**Source excerpt**
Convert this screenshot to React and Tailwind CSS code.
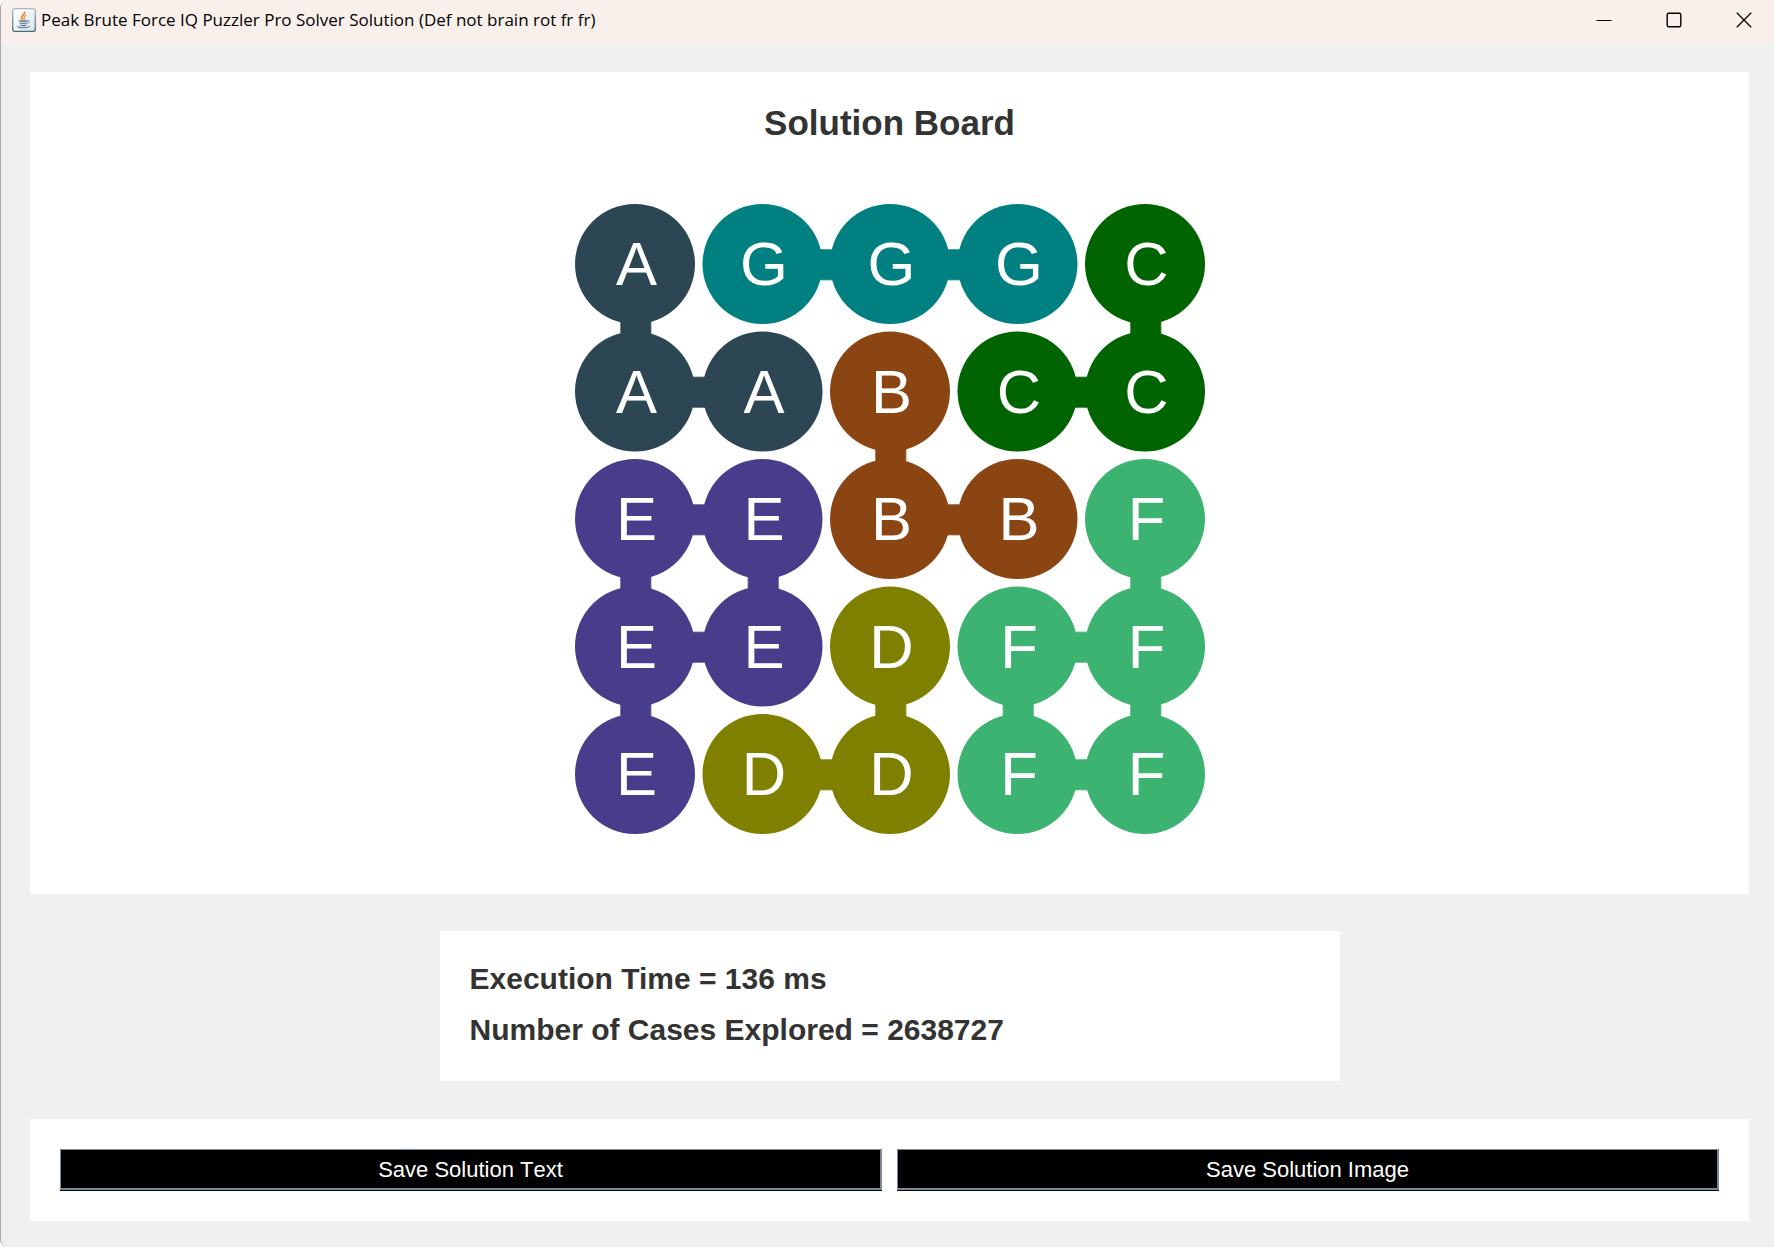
const board = ['AGGGC', 'AABCC', 'EEBBF', 'EEDFF', 'EDDFF']

const colors = {
  A: '#2d4654',
  B: '#8b4513',
  C: '#006400',
  D: '#808000',
  E: '#483d8b',
  F: '#3cb371',
  G: '#008080',
}

const CELL = 80
const STEP = 85

function Connector({ x, y, color }) {
  return (
    <rect x={x} y={y} width={20} height={20} fill={color} stroke={color} strokeOpacity={0.6} />
  )
}

function Board() {
  return (
    <svg viewBox="0 0 420 420" className="w-[630px] max-w-full" role="img" aria-label="Solution board">
      {board.map((row, r) =>
        [...row].map((piece, c) => {
          const x = c * STEP
          const y = r * STEP
          return (
            <g key={`${r}-${c}`}>
              {row[c + 1] === piece && <Connector x={x + 72} y={y + 30.5} color={colors[piece]} />}
              {board[r + 1]?.[c] === piece && <Connector x={x + 30.5} y={y + 72} color={colors[piece]} />}
              <circle cx={x + CELL / 2} cy={y + CELL / 2} r={CELL / 2} fill={colors[piece]} />
            </g>
          )
        })
      )}
      {board.map((row, r) =>
        [...row].map((piece, c) => (
          <text key={`${r}-${c}`} x={c * STEP + 41} y={r * STEP + 54} fontSize="41" fill="#fff" textAnchor="middle">
            {piece}
          </text>
        ))
      )}
    </svg>
  )
}

function JavaIcon() {
  return (
    <svg viewBox="0 0 24 24" className="w-6 h-6" aria-hidden="true">
      <defs>
        <linearGradient id="frame" x1="0" y1="0" x2="0" y2="1">
          <stop offset="0" stopColor="#a9bccb" />
          <stop offset="1" stopColor="#48667c" />
        </linearGradient>
        <linearGradient id="face" x1="0" y1="0" x2="1" y2="1">
          <stop offset="0" stopColor="#ffffff" />
          <stop offset="1" stopColor="#dde5ea" />
        </linearGradient>
      </defs>
      <rect x="0.7" y="0.7" width="22.6" height="22.6" rx="2" fill="url(#face)" stroke="url(#frame)" strokeWidth="1.3" />
      <g fill="none" strokeLinecap="round">
        <path d="M12.6 4.4c.8 2-3.4 2.8-3.1 5 .1 1 1 1.6 1.4 2.5" stroke="#ee8424" strokeWidth="1.7" />
        <path d="M14 7.3c-1.8.9-2.7 1.8-1.7 2.9.5.7.3 1.2-.2 1.7" stroke="#f0934a" strokeWidth="1.3" />
        <path d="M7.3 12.7c2 .8 5.8.8 7.7 0M8 15c1.8.7 4.800.7 6.400 0M8.600 17.1c1.5.6 4 .6 5.300 0" stroke="#5d7f9b" strokeWidth="1.3" />
        <path d="M15.4 12.6c2.5-.6 2.8 1.7.3 2.7" stroke="#5d7f9b" strokeWidth="1" />
        <path d="M6 18.3c-1.2 1.9 10.2 2 11.4 0" stroke="#5d7f9b" strokeWidth="1.2" />
      </g>
    </svg>
  )
}

function TitleBar() {
  return (
    <header className="h-[42px] pl-[11px] flex items-center bg-[#f9f0ec]">
      <div className="flex-1 flex items-center gap-[5px] pb-[3px]">
        <JavaIcon />
        <h1 className="font-['Segoe_UI','Open_Sans',sans-serif] text-[17px] leading-6 text-black">
          Peak Brute Force IQ Puzzler Pro Solver Solution (Def not brain rot fr fr)
        </h1>
      </div>
      <div className="flex self-stretch gap-[10px] pb-[3px]">
        <button aria-label="Minimize" className="w-[60px] flex items-center justify-center">
          <svg viewBox="0 0 16 16" className="w-4 h-4">
            <path d="M0.5 8.5h15" stroke="#000" fill="none" />
          </svg>
        </button>
        <button aria-label="Maximize" className="w-[60px] flex items-center justify-center">
          <svg viewBox="0 0 16 16" className="w-4 h-4">
            <rect x="1.2" y="1.2" width="13.6" height="13.6" rx="1.5" stroke="#000" strokeWidth="1.4" fill="none" />
          </svg>
        </button>
        <button aria-label="Close" className="w-[60px] flex items-center justify-center">
          <svg viewBox="0 0 16 16" className="w-4 h-4">
            <path d="M0.8 0.8l14.4 14.4M15.2 0.8L0.8 15.2" stroke="#000" strokeWidth="1.3" fill="none" />
          </svg>
        </button>
      </div>
    </header>
  )
}

function SaveButton({ children }) {
  return (
    <button className="flex-1 h-[42px] border-b border-black bg-black flex">
      <span className="flex-1 self-stretch flex items-center justify-center pt-0.5 border border-r-2 border-b-2 border-[#7a8a99] text-[22px] leading-6 text-white [font-kerning:none]">
        {children}
      </span>
    </button>
  )
}

export default function App() {
  return (
    <div className="min-h-screen flex flex-col rounded-l-lg border-l border-[#aaaaaa] bg-[#f0f0f0] overflow-hidden font-['Liberation_Sans',Arial,sans-serif] text-[#333333]">
      <TitleBar />
      <main className="flex-1 flex flex-col pt-[30px] pr-[25px] pb-[26px] pl-[29px]">
        <section className="flex-1 flex flex-col items-center bg-white pt-[30px] pb-[60px]">
          <h2 className="text-[35px] leading-[42px] font-bold">Solution Board</h2>
          <div className="flex-1 flex items-end">
            <Board />
          </div>
        </section>

        <section className="w-[900px] max-w-full self-center mt-[37px] mb-[38px] px-[30px] pt-7 pb-8 bg-white text-[30px] leading-[39px] font-bold flex flex-col gap-3">
          <p>Execution Time = 136 ms</p>
          <p>Number of Cases Explored = 2638727</p>
        </section>

        <section className="flex gap-[15px] p-[30px] bg-white">
          <SaveButton>Save Solution Text</SaveButton>
          <SaveButton>Save Solution Image</SaveButton>
        </section>
      </main>
    </div>
  )
}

**Problem details**
Copy out every line of the material above exactly, skipping the pictures.

**Complete output**
Convert this screenshot to React and Tailwind CSS code.
const board = ['AGGGC', 'AABCC', 'EEBBF', 'EEDFF', 'EDDFF']

const colors = {
  A: '#2d4654',
  B: '#8b4513',
  C: '#006400',
  D: '#808000',
  E: '#483d8b',
  F: '#3cb371',
  G: '#008080',
}

const CELL = 80
const STEP = 85

function Connector({ x, y, color }) {
  return (
    <rect x={x} y={y} width={20} height={20} fill={color} stroke={color} strokeOpacity={0.6} />
  )
}

function Board() {
  return (
    <svg viewBox="0 0 420 420" className="w-[630px] max-w-full" role="img" aria-label="Solution board">
      {board.map((row, r) =>
        [...row].map((piece, c) => {
          const x = c * STEP
          const y = r * STEP
          return (
            <g key={`${r}-${c}`}>
              {row[c + 1] === piece && <Connector x={x + 72} y={y + 30.5} color={colors[piece]} />}
              {board[r + 1]?.[c] === piece && <Connector x={x + 30.5} y={y + 72} color={colors[piece]} />}
              <circle cx={x + CELL / 2} cy={y + CELL / 2} r={CELL / 2} fill={colors[piece]} />
            </g>
          )
        })
      )}
      {board.map((row, r) =>
        [...row].map((piece, c) => (
          <text key={`${r}-${c}`} x={c * STEP + 41} y={r * STEP + 54} fontSize="41" fill="#fff" textAnchor="middle">
            {piece}
          </text>
        ))
      )}
    </svg>
  )
}

function JavaIcon() {
  return (
    <svg viewBox="0 0 24 24" className="w-6 h-6" aria-hidden="true">
      <defs>
        <linearGradient id="frame" x1="0" y1="0" x2="0" y2="1">
          <stop offset="0" stopColor="#a9bccb" />
          <stop offset="1" stopColor="#48667c" />
        </linearGradient>
        <linearGradient id="face" x1="0" y1="0" x2="1" y2="1">
          <stop offset="0" stopColor="#ffffff" />
          <stop offset="1" stopColor="#dde5ea" />
        </linearGradient>
      </defs>
      <rect x="0.7" y="0.7" width="22.6" height="22.6" rx="2" fill="url(#face)" stroke="url(#frame)" strokeWidth="1.3" />
      <g fill="none" strokeLinecap="round">
        <path d="M12.6 4.4c.8 2-3.4 2.8-3.1 5 .1 1 1 1.6 1.4 2.5" stroke="#ee8424" strokeWidth="1.7" />
        <path d="M14 7.3c-1.8.9-2.7 1.8-1.7 2.9.5.7.3 1.2-.2 1.7" stroke="#f0934a" strokeWidth="1.3" />
        <path d="M7.3 12.7c2 .8 5.8.8 7.7 0M8 15c1.8.7 4.800.7 6.400 0M8.600 17.1c1.5.6 4 .6 5.300 0" stroke="#5d7f9b" strokeWidth="1.3" />
        <path d="M15.4 12.6c2.5-.6 2.8 1.7.3 2.7" stroke="#5d7f9b" strokeWidth="1" />
        <path d="M6 18.3c-1.2 1.9 10.2 2 11.4 0" stroke="#5d7f9b" strokeWidth="1.2" />
      </g>
    </svg>
  )
}

function TitleBar() {
  return (
    <header className="h-[42px] pl-[11px] flex items-center bg-[#f9f0ec]">
      <div className="flex-1 flex items-center gap-[5px] pb-[3px]">
        <JavaIcon />
        <h1 className="font-['Segoe_UI','Open_Sans',sans-serif] text-[17px] leading-6 text-black">
          Peak Brute Force IQ Puzzler Pro Solver Solution (Def not brain rot fr fr)
        </h1>
      </div>
      <div className="flex self-stretch gap-[10px] pb-[3px]">
        <button aria-label="Minimize" className="w-[60px] flex items-center justify-center">
          <svg viewBox="0 0 16 16" className="w-4 h-4">
            <path d="M0.5 8.5h15" stroke="#000" fill="none" />
          </svg>
        </button>
        <button aria-label="Maximize" className="w-[60px] flex items-center justify-center">
          <svg viewBox="0 0 16 16" className="w-4 h-4">
            <rect x="1.2" y="1.2" width="13.6" height="13.6" rx="1.5" stroke="#000" strokeWidth="1.4" fill="none" />
          </svg>
        </button>
        <button aria-label="Close" className="w-[60px] flex items-center justify-center">
          <svg viewBox="0 0 16 16" className="w-4 h-4">
            <path d="M0.8 0.8l14.4 14.4M15.2 0.8L0.8 15.2" stroke="#000" strokeWidth="1.3" fill="none" />
          </svg>
        </button>
      </div>
    </header>
  )
}

function SaveButton({ children }) {
  return (
    <button className="flex-1 h-[42px] border-b border-black bg-black flex">
      <span className="flex-1 self-stretch flex items-center justify-center pt-0.5 border border-r-2 border-b-2 border-[#7a8a99] text-[22px] leading-6 text-white [font-kerning:none]">
        {children}
      </span>
    </button>
  )
}

export default function App() {
  return (
    <div className="min-h-screen flex flex-col rounded-l-lg border-l border-[#aaaaaa] bg-[#f0f0f0] overflow-hidden font-['Liberation_Sans',Arial,sans-serif] text-[#333333]">
      <TitleBar />
      <main className="flex-1 flex flex-col pt-[30px] pr-[25px] pb-[26px] pl-[29px]">
        <section className="flex-1 flex flex-col items-center bg-white pt-[30px] pb-[60px]">
          <h2 className="text-[35px] leading-[42px] font-bold">Solution Board</h2>
          <div className="flex-1 flex items-end">
            <Board />
          </div>
        </section>

        <section className="w-[900px] max-w-full self-center mt-[37px] mb-[38px] px-[30px] pt-7 pb-8 bg-white text-[30px] leading-[39px] font-bold flex flex-col gap-3">
          <p>Execution Time = 136 ms</p>
          <p>Number of Cases Explored = 2638727</p>
        </section>

        <section className="flex gap-[15px] p-[30px] bg-white">
          <SaveButton>Save Solution Text</SaveButton>
          <SaveButton>Save Solution Image</SaveButton>
        </section>
      </main>
    </div>
  )
}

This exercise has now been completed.